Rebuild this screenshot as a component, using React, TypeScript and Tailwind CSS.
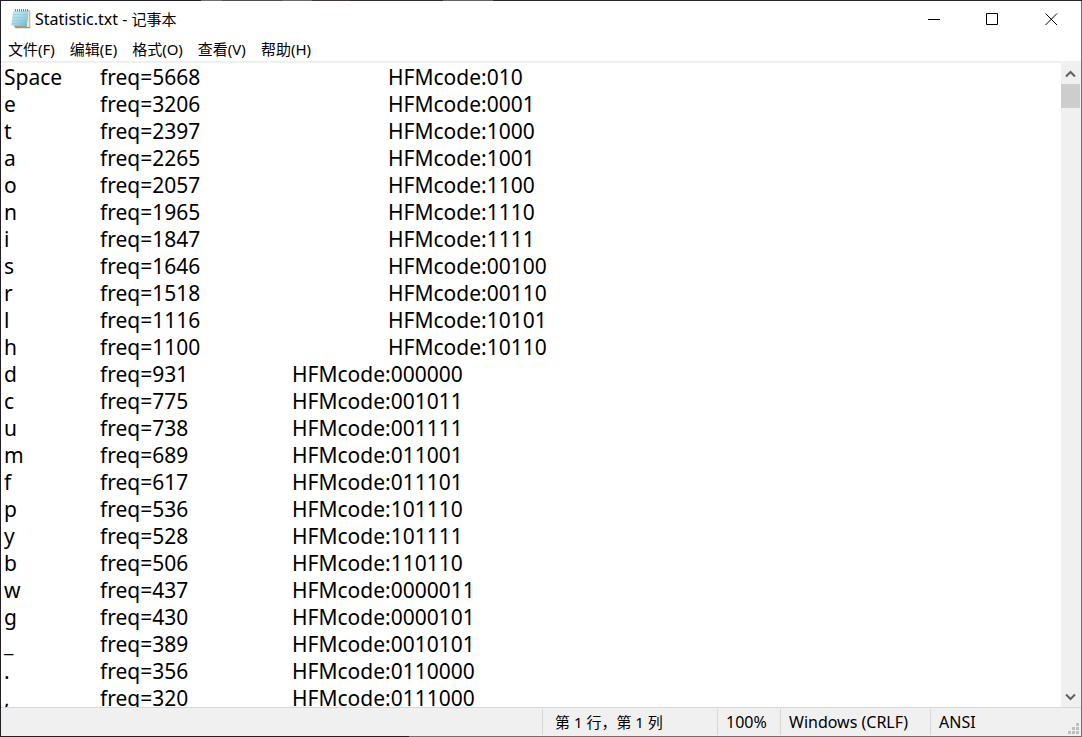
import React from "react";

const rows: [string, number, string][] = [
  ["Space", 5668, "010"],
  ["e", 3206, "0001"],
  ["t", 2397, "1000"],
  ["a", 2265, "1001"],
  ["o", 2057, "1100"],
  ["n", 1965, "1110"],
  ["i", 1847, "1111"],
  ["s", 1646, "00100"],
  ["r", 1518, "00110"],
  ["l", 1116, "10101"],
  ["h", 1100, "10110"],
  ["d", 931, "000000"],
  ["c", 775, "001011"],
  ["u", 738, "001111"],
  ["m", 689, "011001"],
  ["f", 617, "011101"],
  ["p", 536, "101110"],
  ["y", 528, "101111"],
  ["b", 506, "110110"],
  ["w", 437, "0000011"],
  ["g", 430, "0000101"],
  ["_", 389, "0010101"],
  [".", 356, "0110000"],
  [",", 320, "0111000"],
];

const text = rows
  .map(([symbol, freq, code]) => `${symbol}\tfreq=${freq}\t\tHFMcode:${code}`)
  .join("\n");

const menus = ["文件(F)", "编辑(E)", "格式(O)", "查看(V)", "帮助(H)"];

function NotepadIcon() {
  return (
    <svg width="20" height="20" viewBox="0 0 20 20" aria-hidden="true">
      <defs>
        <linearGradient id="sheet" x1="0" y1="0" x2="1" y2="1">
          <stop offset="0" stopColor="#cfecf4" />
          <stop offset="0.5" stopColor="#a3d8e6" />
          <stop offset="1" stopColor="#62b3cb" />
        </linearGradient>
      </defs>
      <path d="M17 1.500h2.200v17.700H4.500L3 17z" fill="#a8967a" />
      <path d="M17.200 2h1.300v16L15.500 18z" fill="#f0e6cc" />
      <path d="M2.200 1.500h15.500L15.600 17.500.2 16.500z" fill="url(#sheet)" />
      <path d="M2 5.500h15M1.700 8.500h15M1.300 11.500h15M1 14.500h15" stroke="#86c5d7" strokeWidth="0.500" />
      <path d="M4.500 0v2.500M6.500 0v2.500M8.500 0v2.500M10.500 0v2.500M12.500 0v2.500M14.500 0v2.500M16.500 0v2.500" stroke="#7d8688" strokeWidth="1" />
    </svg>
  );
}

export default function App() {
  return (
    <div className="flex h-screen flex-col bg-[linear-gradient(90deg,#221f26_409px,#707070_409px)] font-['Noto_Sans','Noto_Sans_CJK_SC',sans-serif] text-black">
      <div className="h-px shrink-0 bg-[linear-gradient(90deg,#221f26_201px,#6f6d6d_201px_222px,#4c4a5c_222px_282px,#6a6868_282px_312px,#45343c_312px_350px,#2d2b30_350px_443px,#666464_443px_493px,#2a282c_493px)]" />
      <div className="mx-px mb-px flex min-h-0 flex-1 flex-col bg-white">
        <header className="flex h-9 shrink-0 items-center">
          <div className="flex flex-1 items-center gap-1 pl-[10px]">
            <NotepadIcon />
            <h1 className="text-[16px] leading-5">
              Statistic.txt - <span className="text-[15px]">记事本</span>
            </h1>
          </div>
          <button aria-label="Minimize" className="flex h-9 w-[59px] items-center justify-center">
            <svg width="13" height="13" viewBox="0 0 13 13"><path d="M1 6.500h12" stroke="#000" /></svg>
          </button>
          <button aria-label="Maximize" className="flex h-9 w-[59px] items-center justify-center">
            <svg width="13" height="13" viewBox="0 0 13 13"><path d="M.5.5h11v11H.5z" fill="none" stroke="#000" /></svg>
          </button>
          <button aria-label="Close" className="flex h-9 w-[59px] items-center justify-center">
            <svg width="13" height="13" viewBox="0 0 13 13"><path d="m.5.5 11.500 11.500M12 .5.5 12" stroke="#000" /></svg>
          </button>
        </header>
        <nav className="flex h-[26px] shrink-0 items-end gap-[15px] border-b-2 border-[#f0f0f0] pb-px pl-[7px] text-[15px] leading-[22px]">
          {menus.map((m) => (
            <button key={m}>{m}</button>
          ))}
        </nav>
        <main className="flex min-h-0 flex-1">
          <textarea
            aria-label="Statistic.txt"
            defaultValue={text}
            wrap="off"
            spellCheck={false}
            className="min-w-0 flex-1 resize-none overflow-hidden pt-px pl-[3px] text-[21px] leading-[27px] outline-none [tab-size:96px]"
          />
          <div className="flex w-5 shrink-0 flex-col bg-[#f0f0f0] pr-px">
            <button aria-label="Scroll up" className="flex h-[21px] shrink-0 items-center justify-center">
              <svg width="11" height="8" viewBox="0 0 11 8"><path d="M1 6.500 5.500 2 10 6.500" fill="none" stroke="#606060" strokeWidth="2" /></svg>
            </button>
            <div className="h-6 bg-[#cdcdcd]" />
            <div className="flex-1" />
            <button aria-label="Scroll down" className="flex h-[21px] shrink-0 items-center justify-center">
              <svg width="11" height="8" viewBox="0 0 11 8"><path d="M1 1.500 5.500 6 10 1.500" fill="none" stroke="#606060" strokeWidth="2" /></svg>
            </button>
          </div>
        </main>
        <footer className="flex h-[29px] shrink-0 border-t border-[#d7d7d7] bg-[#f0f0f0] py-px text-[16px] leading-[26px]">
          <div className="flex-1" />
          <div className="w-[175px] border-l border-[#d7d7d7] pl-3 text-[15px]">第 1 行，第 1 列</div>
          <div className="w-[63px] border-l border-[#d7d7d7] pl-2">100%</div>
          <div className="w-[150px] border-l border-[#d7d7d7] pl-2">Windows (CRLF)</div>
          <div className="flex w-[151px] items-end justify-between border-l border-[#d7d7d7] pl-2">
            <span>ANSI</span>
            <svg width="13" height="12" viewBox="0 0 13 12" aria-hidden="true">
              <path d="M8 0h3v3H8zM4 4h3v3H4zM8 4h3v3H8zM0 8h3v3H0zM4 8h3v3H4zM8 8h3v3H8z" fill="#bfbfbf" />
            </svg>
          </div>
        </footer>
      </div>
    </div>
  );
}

#####

**THE TASK:** Begin at the first line of the data above and repeat each line exactly, stopping after the line containing "import React from". Omit the pictures.

**TASK RESULT:**
Rebuild this screenshot as a component, using React, TypeScript and Tailwind CSS.
import React from "react";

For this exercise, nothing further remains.